A monastery was founded in Lambach in about 1040 by Count Arnold II of Lambach-Wels. His son, Bishop Adalbero of Würzburg (later canonised), changed the monastery into a Benedictine abbey in 1056, which it has been since. During the 17th and 18th centuries a great deal of work in the Baroque style was carried out, much of it by the Carlone family. Lambach escaped the dissolution of the monasteries of Emperor Joseph II in the 1780s.
Adolf Hitler attended the monastery as a boy and saw swastikas on the woodwork. He later used it as a symbol for the Nazi Party, and placed it on a white circle and red background for use as a flag.
The abbey has preserved much of cultural interest. It contains the oldest extant Romanesque frescoes in Southern Germany and Austria, and the former abbey tavern, now a pharmacy, with a beautiful Baroque façade. The abbey's Baroque theatre has also been restored to working order and the summer refectory from the early 18th century by Carlo Antonio Carlone has been converted into a concert hall. The ambulatory by Diego Carlone from the same period is of great magnificence. An unexpected feature is the set of Baroque dwarves in the monastery garden (see also Gleink Abbey).

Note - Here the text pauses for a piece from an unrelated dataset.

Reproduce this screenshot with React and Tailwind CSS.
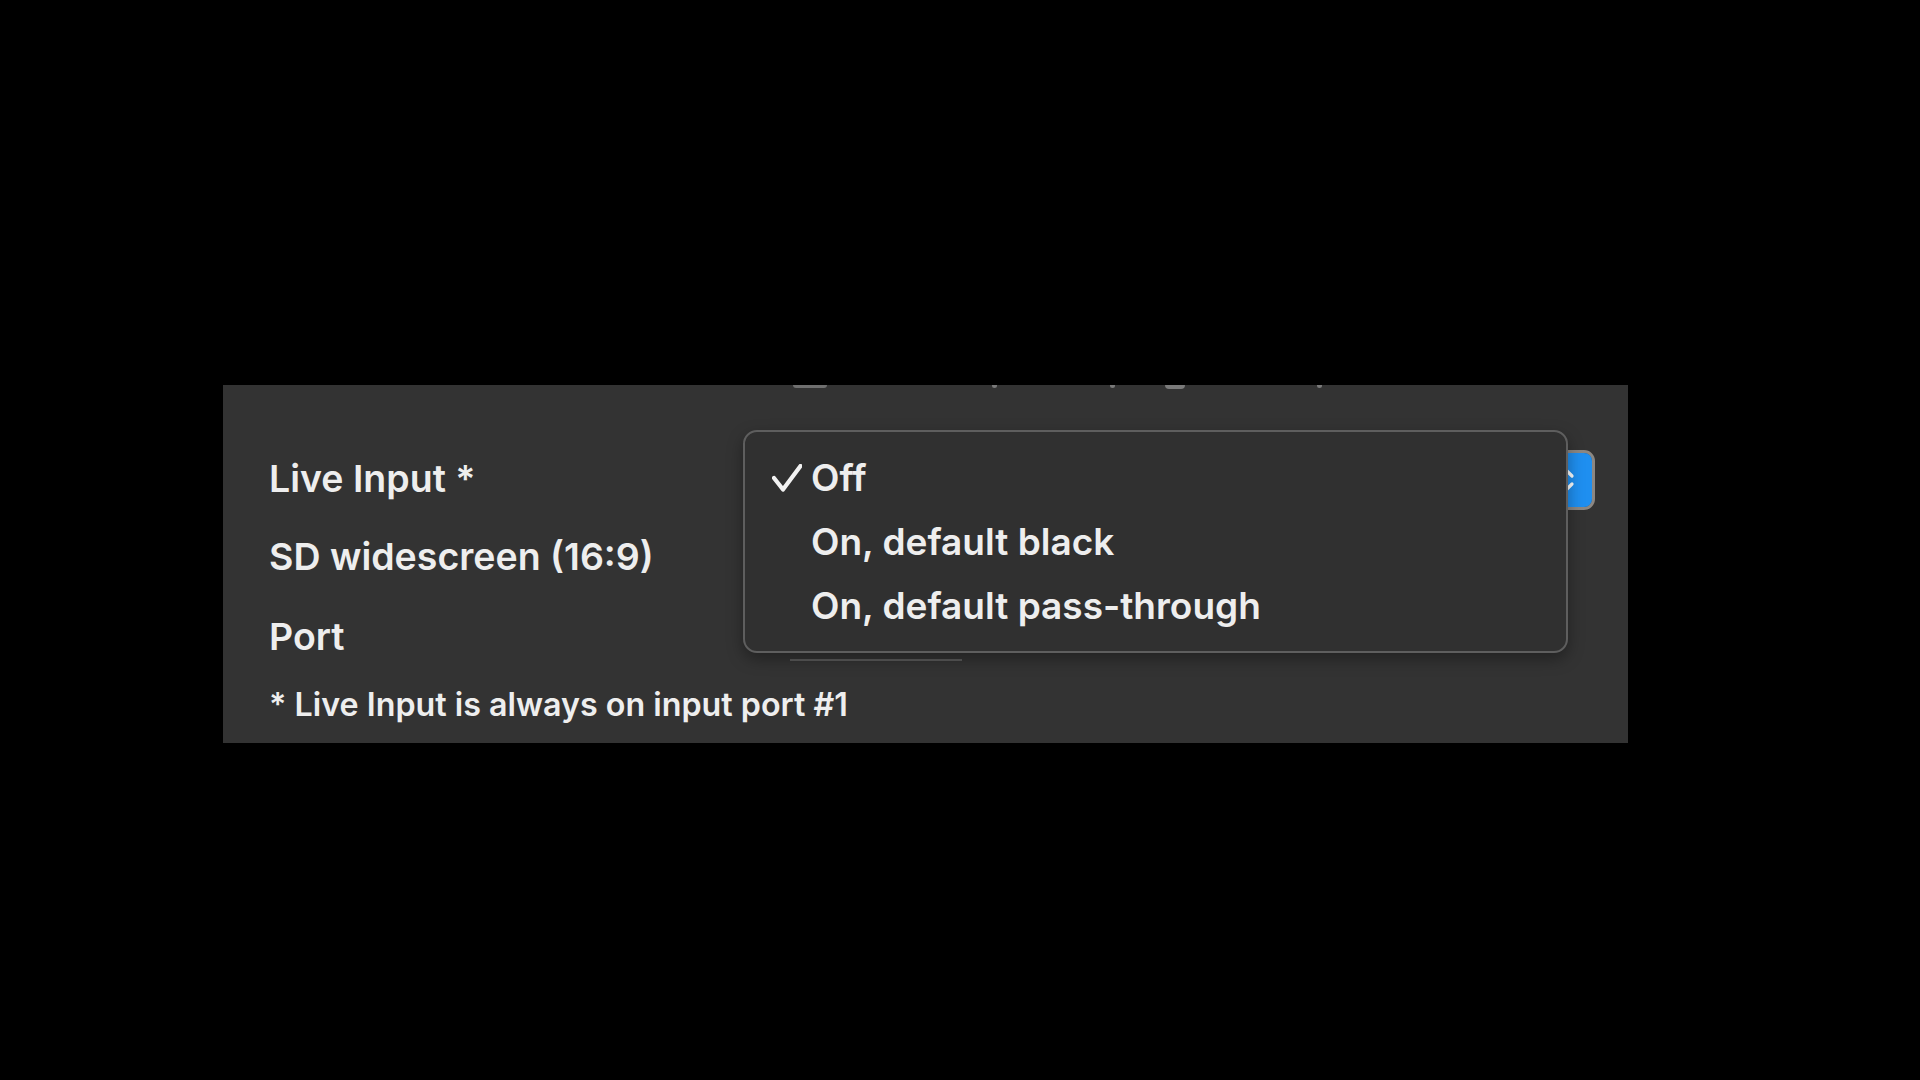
import React from "react";

function Check() {
  return (
    <svg width="30" height="28" viewBox="0 0 30 28" className="shrink-0">
      <path d="M2 14 L11 25.5 L28.5 2" fill="none" stroke="#f2f2f2" strokeWidth="4.2" strokeLinecap="round" strokeLinejoin="round" />
    </svg>
  );
}

function Chevrons() {
  return (
    <svg width="20" height="30" viewBox="0 0 20 30">
      <path d="M3 11 L10 4 L17 11" fill="none" stroke="#ffffff" strokeWidth="3.2" strokeLinecap="round" strokeLinejoin="round" />
      <path d="M3 19 L10 26 L17 19" fill="none" stroke="#ffffff" strokeWidth="3.2" strokeLinecap="round" strokeLinejoin="round" />
    </svg>
  );
}

export default function App() {
  const font = { fontFamily: "Inter, 'Liberation Sans', sans-serif" };
  return (
    <div className="w-[1920px] h-[1080px] bg-black overflow-hidden" style={font}>
      <div className="pt-[385px] pl-[223px]">
        <div className="relative w-[1405px] h-[358px] bg-[#333333] flex flex-col pl-[46px] pr-[33px] text-[#eeeeee] font-semibold">
          {/* cut-off remnants of a row above */}
          <div className="flex h-[4px] -ml-[46px]">
            <div className="ml-[570px] w-[34px] h-[3px] rounded-b-full bg-[#6f6f6f]" />
            <div className="ml-[165px] w-[5px] h-[3px] rounded-b-full bg-[#7a7a7a]" />
            <div className="ml-[113px] w-[5px] h-[3px] rounded-b-full bg-[#7a7a7a]" />
            <div className="ml-[50px] w-[20px] h-[4px] rounded-b-full bg-[#7a7a7a]" />
            <div className="ml-[132px] w-[5px] h-[3px] rounded-b-full bg-[#7a7a7a]" />
          </div>

          {/* Row 1 */}
          <div className="flex items-start mt-[61px] h-[60px]">
            <div className="mt-[10px] text-[37.5px] leading-[37px] whitespace-nowrap">Live Input *</div>
            <div className="ml-auto w-[805px] h-[60px] rounded-[11px] border-[3px] border-[#8c8782] bg-[#555555] flex justify-end overflow-hidden">
              <div className="w-[54px] h-full bg-[#1f8ff0] flex items-center justify-center">
                <Chevrons />
              </div>
            </div>
          </div>

          {/* Row 2 */}
          <div className="flex mt-[28px]">
            <div className="text-[37.5px] leading-[37px] whitespace-nowrap">SD widescreen (16:9)</div>
          </div>

          {/* Row 3 */}
          <div className="flex items-start mt-[43px]">
            <div className="w-[521px] text-[37.5px] leading-[37px]">Port</div>
            <div className="w-[172px] h-[43px] border-b-2 border-[#5a5a5a]" />
          </div>

          {/* Footnote */}
          <div className="mt-[28px] text-[32.25px] leading-[31.5px] whitespace-nowrap">* Live Input is always on input port #1</div>

          {/* Popup menu */}
          <div className="absolute left-[520px] top-[45px] w-[825px] h-[223px] rounded-[14px] border-2 border-[#5e5e5e] bg-[#303030] pt-[14px] shadow-[0_6px_16px_rgba(0,0,0,0.35)]">
            <div className="flex items-center h-[64px] pl-[27px] text-[37px] leading-[64px]">
              <Check />
              <span className="ml-[9px]">Off</span>
            </div>
            <div className="flex items-center h-[64px] pl-[66px] text-[37px] leading-[64px] whitespace-nowrap">On, default black</div>
            <div className="flex items-center h-[64px] pl-[66px] text-[37px] leading-[64px] whitespace-nowrap">On, default pass-through</div>
          </div>
        </div>
      </div>
    </div>
  );
}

The abbey church was also refurbished in the Baroque style, with an organ by Christoph Egedacher and contains the tomb of Saint Adelbero. The abbey also possesses the medieval St. Adelbero's Chalice, although it is rarely on view to the public, besides a large collection of sacred art. The library was constructed about 1691 and contains approximately 50,000 volumes as well as archive material.